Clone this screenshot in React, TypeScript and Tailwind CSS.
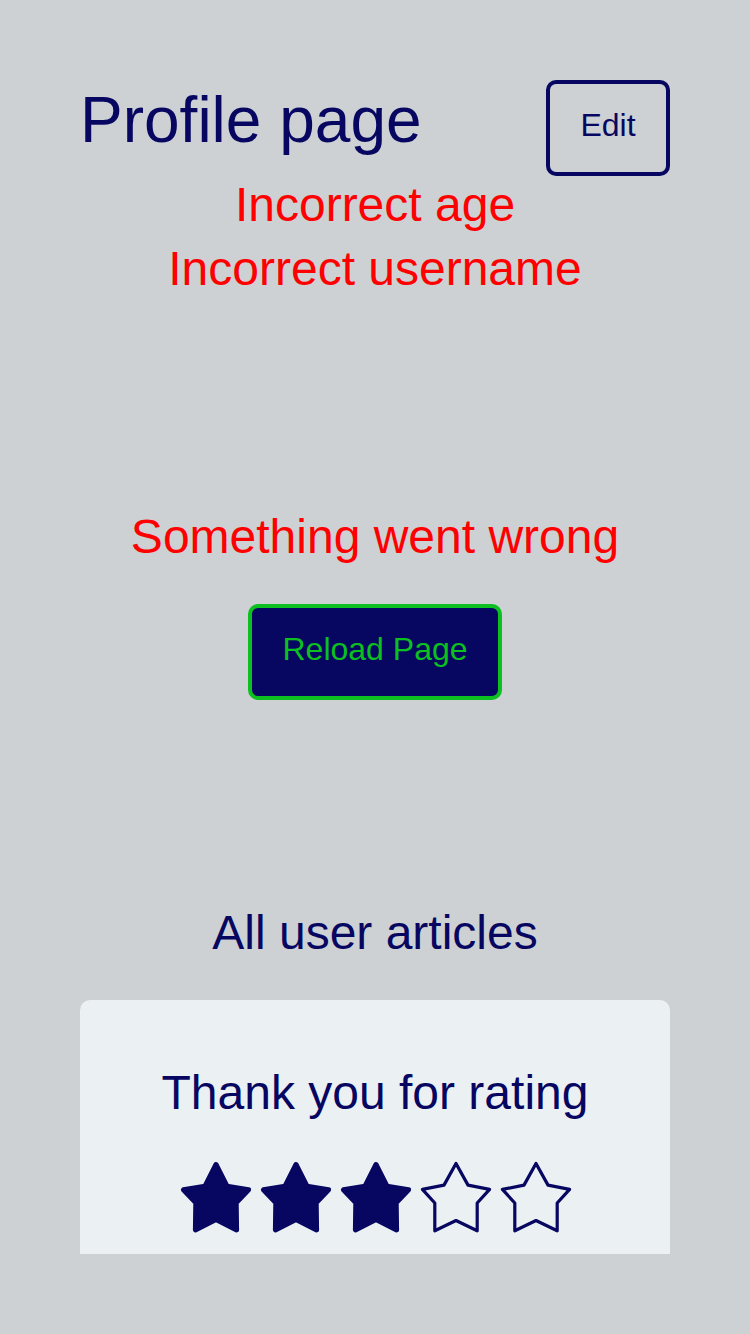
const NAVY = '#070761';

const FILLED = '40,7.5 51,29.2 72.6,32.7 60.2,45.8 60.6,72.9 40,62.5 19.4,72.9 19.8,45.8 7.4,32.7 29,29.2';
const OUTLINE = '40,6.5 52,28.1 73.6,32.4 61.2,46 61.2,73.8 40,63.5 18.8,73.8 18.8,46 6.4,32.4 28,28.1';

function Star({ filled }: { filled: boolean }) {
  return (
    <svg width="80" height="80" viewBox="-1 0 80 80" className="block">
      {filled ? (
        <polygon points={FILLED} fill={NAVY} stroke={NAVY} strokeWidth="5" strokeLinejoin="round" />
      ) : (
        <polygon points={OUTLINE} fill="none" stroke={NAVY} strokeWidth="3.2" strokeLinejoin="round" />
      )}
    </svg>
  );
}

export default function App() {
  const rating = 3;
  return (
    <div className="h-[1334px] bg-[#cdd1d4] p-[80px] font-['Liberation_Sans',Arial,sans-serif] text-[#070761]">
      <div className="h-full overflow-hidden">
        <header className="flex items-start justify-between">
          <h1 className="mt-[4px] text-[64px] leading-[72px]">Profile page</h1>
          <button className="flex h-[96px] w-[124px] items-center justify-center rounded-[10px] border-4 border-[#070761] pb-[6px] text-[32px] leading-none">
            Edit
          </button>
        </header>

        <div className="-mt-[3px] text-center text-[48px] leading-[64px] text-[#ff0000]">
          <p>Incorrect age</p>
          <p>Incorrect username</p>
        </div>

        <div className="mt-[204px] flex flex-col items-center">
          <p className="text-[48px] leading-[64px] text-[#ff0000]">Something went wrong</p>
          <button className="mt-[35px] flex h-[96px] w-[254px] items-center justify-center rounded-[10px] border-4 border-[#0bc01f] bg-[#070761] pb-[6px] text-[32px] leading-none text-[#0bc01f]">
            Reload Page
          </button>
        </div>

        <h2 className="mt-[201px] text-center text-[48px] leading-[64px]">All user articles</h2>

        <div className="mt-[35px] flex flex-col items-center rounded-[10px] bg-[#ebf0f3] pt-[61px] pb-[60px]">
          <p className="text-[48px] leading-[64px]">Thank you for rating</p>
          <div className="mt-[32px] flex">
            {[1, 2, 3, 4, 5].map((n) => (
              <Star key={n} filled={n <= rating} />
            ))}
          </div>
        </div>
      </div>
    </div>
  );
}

★ ★ ★ ★ ★ ★ ★

→ Problem statement
Leave out the pictures and repeat exactly the lines from the start of the material through the line that contains "const OUTLINE = '40,6.5", both included.

→ Task solution
Clone this screenshot in React, TypeScript and Tailwind CSS.
const NAVY = '#070761';

const FILLED = '40,7.5 51,29.2 72.6,32.7 60.2,45.8 60.6,72.9 40,62.5 19.4,72.9 19.8,45.8 7.4,32.7 29,29.2';
const OUTLINE = '40,6.5 52,28.1 73.6,32.4 61.2,46 61.2,73.8 40,63.5 18.8,73.8 18.8,46 6.4,32.4 28,28.1';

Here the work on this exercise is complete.